Circa 1900, the Hunter-Penrose etching press. The etching process is an old method of printing dating back to the 16th century when it was used to engrave armour. It consists in passing the etched plate and dampened paper between two steel rollers. The top roller is forced against the bottom roller under great pressure with the steel bed in between them. The press shown is geared down for ease of operation and the bed size is 36 by 24 inches or 92 by 61 centimetres.

A copper or zinc plate is cleaned and polished thoroughly and a special acid resistant ground is applied. The design is then transferred to the prepared plate and the image is drawn into the ground using a needle, exposing the metal beneath. The plate is then placed into a bath of acid and the design is etched into the plate. The untouched ground protects the remainder of the plate so only the image appears. The plate is then cleaned, inked up and printed.

etching press - antique printing press
The Albion & Wood Engraving

The Albion, circa 1822. Invented after the Columbian and with a totally different type of mechanism, it uses a concentric cam and spring compression action. This press is used in printing wood-engravings and small wood-cuts, and is also used for demonstration in exhibitions. Wood engraving is the reverse of a woodcut. It is a white line print where the design is cut away and the background is left black. It also differs from a woodcut in that the wood is cut on the end grain whereas a wood cut is cut along the grain. Thus, the size of the wood engraving is limited, though smaller pieces can be joined.

albion press - antique printing press
The Lithographic Press & Lithographs

The direct lithographic press, Thomas Grieg circa 1860. Bed-size 36 by 24 inches or 91 by 61 centimetres. Invented by N. Senefelder, it became an efficient and popular method of printing, the precurser of modern printing. It was also used very successfully by various artists exclusively as a fine art process, or for combinations of art and commerce as in Toulose Lautrecs posters. At the turn of the century all commercial printers then moved into the lithographic way of printing for speed and efficiency. The lithographic process uses the basic principle that oil and water do not mix. The design is drawn/transferred onto a stone slab, traditionally Bavarian limestone, using a very greasy ink or crayon. The stone is then washed over with a very weak acid mix which etches the image lightly into the stone. The stone is kept constantly wet, and an oil based ink is rolled onto the stone. The ink only adheres to the greasy drawing. Paper is then laid on top of the stone and both stone and paper are passed through the press which has a scraper action raised to the correct pressure by a cam lever.

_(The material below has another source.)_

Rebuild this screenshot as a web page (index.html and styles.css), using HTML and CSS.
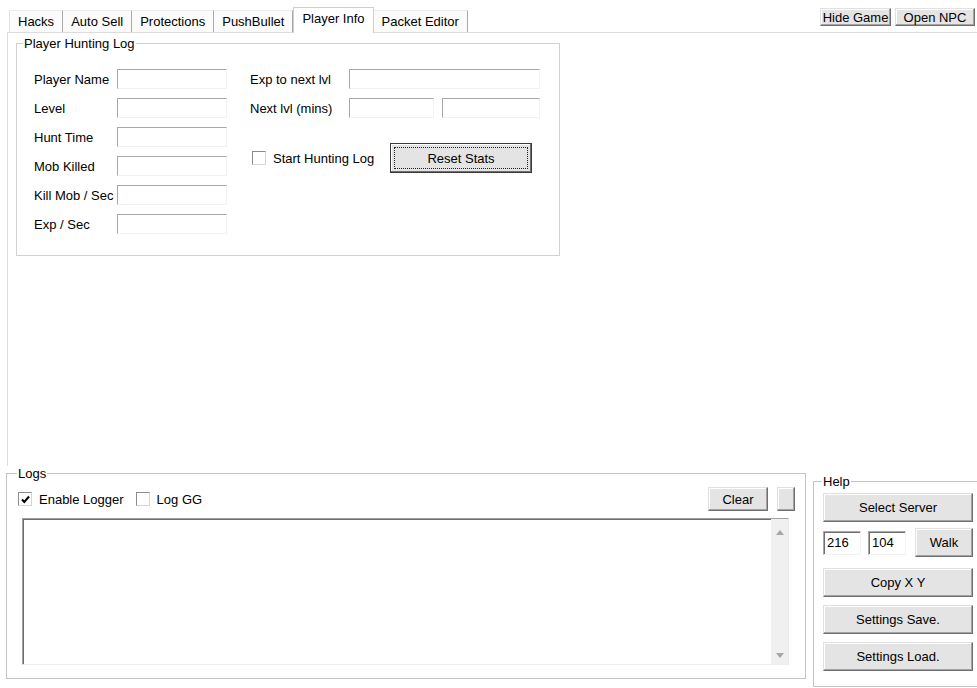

lithographic press - antique printing press

Silkscreen printing is basically a stencil method which was originally carried out on silk but now various other materials can be used. The area to be printed is blocked out with a gum arabic emulsion which is left to dry. The ink is then squeezed through the material with a rubber blade. As with the stencil method, a different screen is used for each colour required.